Clark's other films include Love & Friendship (2016), Interlude in Prague (2017), and The Personal History of David Copperfield (2019). Also on television, she played Mina Harker in Dracula (2020) and Sister Clara in His Dark Materials (2019).

Early life
Clark was born in Sweden and moved with her family to Penarth, Wales, when she was two years old. She described her father as a "Northern Irish Glaswegian", and her maternal side is from North Wales. Her parents spoke English together, but her maternal grandparents were Welsh speakers, which led to her attending a Welsh language school. She is bi-lingual in English and Welsh. Her first taste of acting was playing Mrs Dai Bread in a school production of Under Milk Wood. After struggling with dyslexia and ADHD, she left school at 16. In 2009, she was accepted to British Youth Music Theatre's production of According to Brian Haw and to the National Youth Theatre of Wales, before training at the Drama Centre London.

Career
Clark left Drama Centre in her final term to star in Saunders Lewis' play Blodeuwedd with Theatr Genedlaethol Cymru. She has appeared in Violence and Son at the Royal Court, as Juliet in Romeo and Juliet at the Crucible Theatre, Sheffield, and in Les Liaisons Dangereuses at the Donmar Warehouse. She played Frederica Vernon in Whit Stillman's film Love & Friendship. In 2016, Clark was named as one of the Screen International Stars of Tomorrow for her early work in television and theatre. She appeared in the film The Call Up and as Cordelia in King Lear at The Old Vic. In 2017, she starred in Interlude In Prague, and portrayed Catherine Dickens in The Man Who Invented Christmas.
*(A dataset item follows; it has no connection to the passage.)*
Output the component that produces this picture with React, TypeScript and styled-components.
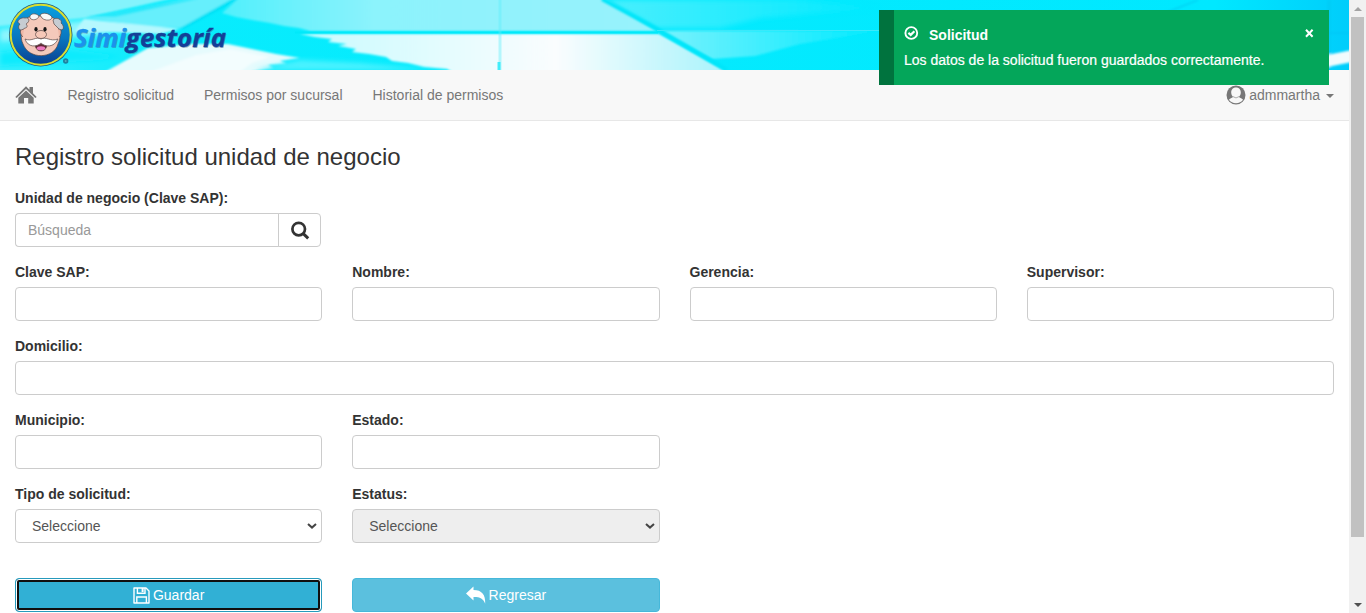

In 2019, she appeared in the films Crawl, The Personal History of David Copperfield, and Eternal Beauty. Also that year, Clark starred as Maud in the psychological horror film Saint Maud, for which, she was nominated for Best Actress of the 2020 British Independent Film Awards. For her performance as Maud, she won the BAFTA Cymru best actress award,  and the 2021 BAFTA Rising Star Award.

The Rings of Power 
In December 2019, it was reported (and in early 2020, confirmed) that Clark would portray a younger version of the character Galadriel in The Lord of the Rings: The Rings of Power on Amazon Prime. 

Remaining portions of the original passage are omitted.